**Input for this task:**
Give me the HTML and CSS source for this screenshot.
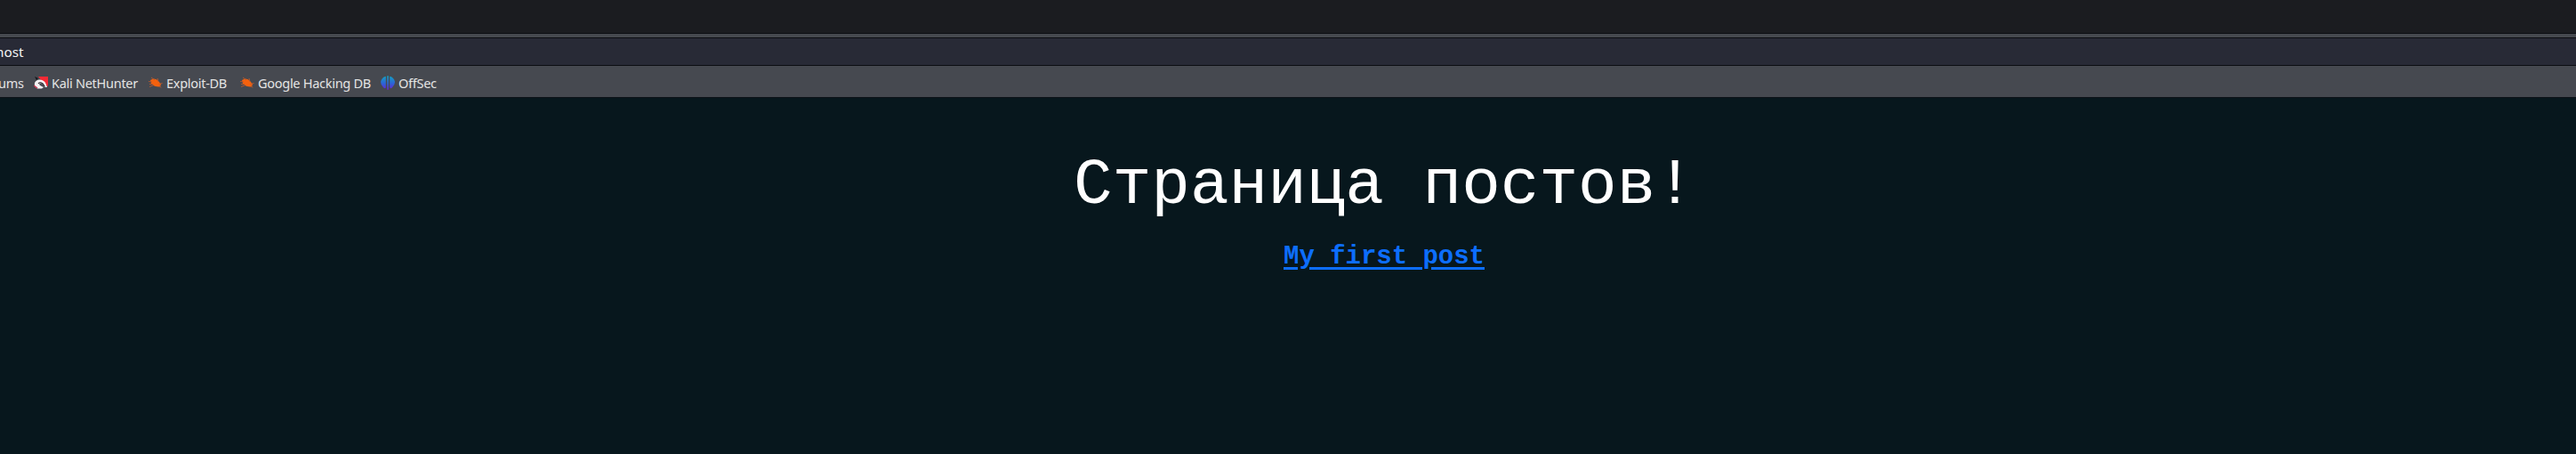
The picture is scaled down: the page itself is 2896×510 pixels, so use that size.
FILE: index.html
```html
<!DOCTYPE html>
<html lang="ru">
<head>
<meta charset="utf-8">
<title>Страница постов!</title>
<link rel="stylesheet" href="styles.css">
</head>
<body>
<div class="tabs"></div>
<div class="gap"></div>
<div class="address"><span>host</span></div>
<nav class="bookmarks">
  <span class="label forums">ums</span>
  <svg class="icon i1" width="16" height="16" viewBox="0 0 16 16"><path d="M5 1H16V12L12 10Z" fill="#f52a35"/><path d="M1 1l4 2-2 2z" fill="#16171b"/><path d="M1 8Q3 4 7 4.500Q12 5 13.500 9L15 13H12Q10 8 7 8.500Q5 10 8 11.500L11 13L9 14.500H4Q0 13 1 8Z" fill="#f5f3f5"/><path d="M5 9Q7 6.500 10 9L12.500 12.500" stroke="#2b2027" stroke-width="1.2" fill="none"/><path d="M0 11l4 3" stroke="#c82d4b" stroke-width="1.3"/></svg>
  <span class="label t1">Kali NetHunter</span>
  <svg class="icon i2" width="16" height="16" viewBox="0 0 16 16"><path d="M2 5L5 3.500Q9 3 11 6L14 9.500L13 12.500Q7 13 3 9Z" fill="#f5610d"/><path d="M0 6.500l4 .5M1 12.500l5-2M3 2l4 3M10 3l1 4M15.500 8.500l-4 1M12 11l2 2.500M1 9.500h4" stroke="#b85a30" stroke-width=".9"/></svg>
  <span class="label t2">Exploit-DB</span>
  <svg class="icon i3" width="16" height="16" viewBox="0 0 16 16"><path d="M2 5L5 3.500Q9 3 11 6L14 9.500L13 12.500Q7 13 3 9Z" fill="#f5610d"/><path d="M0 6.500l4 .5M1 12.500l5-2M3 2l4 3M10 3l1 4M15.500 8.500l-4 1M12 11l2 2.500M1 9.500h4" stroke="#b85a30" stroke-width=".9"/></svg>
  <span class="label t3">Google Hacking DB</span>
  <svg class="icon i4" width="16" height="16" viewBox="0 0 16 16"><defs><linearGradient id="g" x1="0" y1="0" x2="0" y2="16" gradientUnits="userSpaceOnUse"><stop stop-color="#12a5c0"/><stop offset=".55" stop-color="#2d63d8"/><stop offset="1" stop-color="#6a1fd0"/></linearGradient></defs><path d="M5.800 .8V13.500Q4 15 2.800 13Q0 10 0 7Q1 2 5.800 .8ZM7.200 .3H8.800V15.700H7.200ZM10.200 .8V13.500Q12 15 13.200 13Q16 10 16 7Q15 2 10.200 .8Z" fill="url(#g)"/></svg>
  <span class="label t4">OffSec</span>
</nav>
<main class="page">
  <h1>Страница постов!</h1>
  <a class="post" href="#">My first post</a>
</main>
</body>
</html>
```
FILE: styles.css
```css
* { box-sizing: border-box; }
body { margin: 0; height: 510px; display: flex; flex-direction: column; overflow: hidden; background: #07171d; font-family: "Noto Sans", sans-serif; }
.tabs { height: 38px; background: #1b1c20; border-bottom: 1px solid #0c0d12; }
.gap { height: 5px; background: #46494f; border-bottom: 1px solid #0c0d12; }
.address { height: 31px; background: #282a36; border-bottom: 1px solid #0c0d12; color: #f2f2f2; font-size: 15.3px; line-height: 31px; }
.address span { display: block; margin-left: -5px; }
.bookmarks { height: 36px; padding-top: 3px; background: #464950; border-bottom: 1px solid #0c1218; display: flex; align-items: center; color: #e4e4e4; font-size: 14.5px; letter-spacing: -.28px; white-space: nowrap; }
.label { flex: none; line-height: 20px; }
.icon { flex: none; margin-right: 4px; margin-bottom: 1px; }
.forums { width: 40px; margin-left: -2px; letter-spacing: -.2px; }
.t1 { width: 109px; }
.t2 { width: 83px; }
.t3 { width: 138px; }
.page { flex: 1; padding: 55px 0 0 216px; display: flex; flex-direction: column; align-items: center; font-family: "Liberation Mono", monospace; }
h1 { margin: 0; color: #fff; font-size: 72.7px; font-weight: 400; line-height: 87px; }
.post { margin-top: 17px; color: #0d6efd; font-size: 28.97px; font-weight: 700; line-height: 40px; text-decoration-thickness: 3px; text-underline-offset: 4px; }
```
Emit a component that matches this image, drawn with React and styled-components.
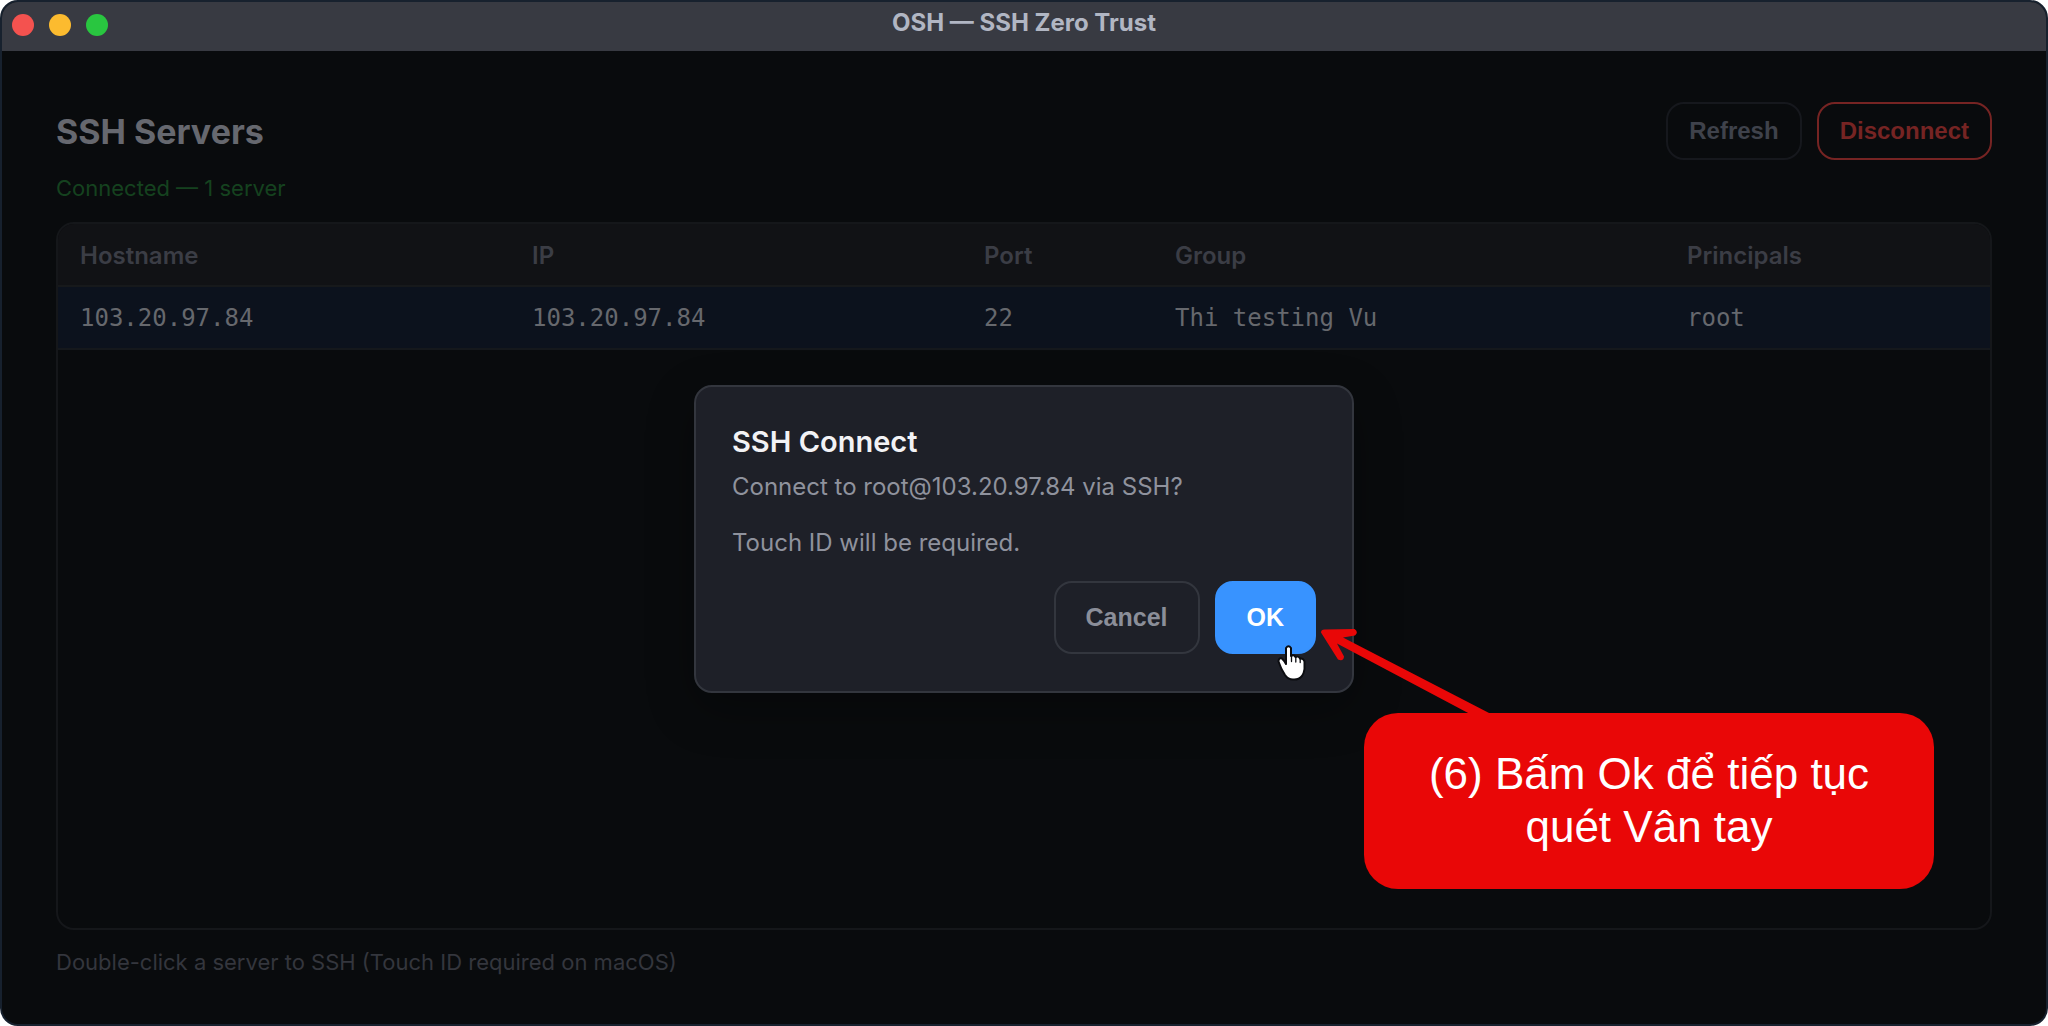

**Work to be completed:**
Repeat all the records above exactly, leaving out any pictures.

**Solution:**
Give me the HTML and CSS source for this screenshot.
The picture is scaled down: the page itself is 2896×510 pixels, so use that size.
FILE: index.html
```html
<!DOCTYPE html>
<html lang="ru">
<head>
<meta charset="utf-8">
<title>Страница постов!</title>
<link rel="stylesheet" href="styles.css">
</head>
<body>
<div class="tabs"></div>
<div class="gap"></div>
<div class="address"><span>host</span></div>
<nav class="bookmarks">
  <span class="label forums">ums</span>
  <svg class="icon i1" width="16" height="16" viewBox="0 0 16 16"><path d="M5 1H16V12L12 10Z" fill="#f52a35"/><path d="M1 1l4 2-2 2z" fill="#16171b"/><path d="M1 8Q3 4 7 4.500Q12 5 13.500 9L15 13H12Q10 8 7 8.500Q5 10 8 11.500L11 13L9 14.500H4Q0 13 1 8Z" fill="#f5f3f5"/><path d="M5 9Q7 6.500 10 9L12.500 12.500" stroke="#2b2027" stroke-width="1.2" fill="none"/><path d="M0 11l4 3" stroke="#c82d4b" stroke-width="1.3"/></svg>
  <span class="label t1">Kali NetHunter</span>
  <svg class="icon i2" width="16" height="16" viewBox="0 0 16 16"><path d="M2 5L5 3.500Q9 3 11 6L14 9.500L13 12.500Q7 13 3 9Z" fill="#f5610d"/><path d="M0 6.500l4 .5M1 12.500l5-2M3 2l4 3M10 3l1 4M15.500 8.500l-4 1M12 11l2 2.500M1 9.500h4" stroke="#b85a30" stroke-width=".9"/></svg>
  <span class="label t2">Exploit-DB</span>
  <svg class="icon i3" width="16" height="16" viewBox="0 0 16 16"><path d="M2 5L5 3.500Q9 3 11 6L14 9.500L13 12.500Q7 13 3 9Z" fill="#f5610d"/><path d="M0 6.500l4 .5M1 12.500l5-2M3 2l4 3M10 3l1 4M15.500 8.500l-4 1M12 11l2 2.500M1 9.500h4" stroke="#b85a30" stroke-width=".9"/></svg>
  <span class="label t3">Google Hacking DB</span>
  <svg class="icon i4" width="16" height="16" viewBox="0 0 16 16"><defs><linearGradient id="g" x1="0" y1="0" x2="0" y2="16" gradientUnits="userSpaceOnUse"><stop stop-color="#12a5c0"/><stop offset=".55" stop-color="#2d63d8"/><stop offset="1" stop-color="#6a1fd0"/></linearGradient></defs><path d="M5.800 .8V13.500Q4 15 2.800 13Q0 10 0 7Q1 2 5.800 .8ZM7.200 .3H8.800V15.700H7.200ZM10.200 .8V13.500Q12 15 13.200 13Q16 10 16 7Q15 2 10.200 .8Z" fill="url(#g)"/></svg>
  <span class="label t4">OffSec</span>
</nav>
<main class="page">
  <h1>Страница постов!</h1>
  <a class="post" href="#">My first post</a>
</main>
</body>
</html>
```
FILE: styles.css
```css
* { box-sizing: border-box; }
body { margin: 0; height: 510px; display: flex; flex-direction: column; overflow: hidden; background: #07171d; font-family: "Noto Sans", sans-serif; }
.tabs { height: 38px; background: #1b1c20; border-bottom: 1px solid #0c0d12; }
.gap { height: 5px; background: #46494f; border-bottom: 1px solid #0c0d12; }
.address { height: 31px; background: #282a36; border-bottom: 1px solid #0c0d12; color: #f2f2f2; font-size: 15.3px; line-height: 31px; }
.address span { display: block; margin-left: -5px; }
.bookmarks { height: 36px; padding-top: 3px; background: #464950; border-bottom: 1px solid #0c1218; display: flex; align-items: center; color: #e4e4e4; font-size: 14.5px; letter-spacing: -.28px; white-space: nowrap; }
.label { flex: none; line-height: 20px; }
.icon { flex: none; margin-right: 4px; margin-bottom: 1px; }
.forums { width: 40px; margin-left: -2px; letter-spacing: -.2px; }
.t1 { width: 109px; }
.t2 { width: 83px; }
.t3 { width: 138px; }
.page { flex: 1; padding: 55px 0 0 216px; display: flex; flex-direction: column; align-items: center; font-family: "Liberation Mono", monospace; }
h1 { margin: 0; color: #fff; font-size: 72.7px; font-weight: 400; line-height: 87px; }
.post { margin-top: 17px; color: #0d6efd; font-size: 28.97px; font-weight: 700; line-height: 40px; text-decoration-thickness: 3px; text-underline-offset: 4px; }
```
Emit a component that matches this image, drawn with React and styled-components.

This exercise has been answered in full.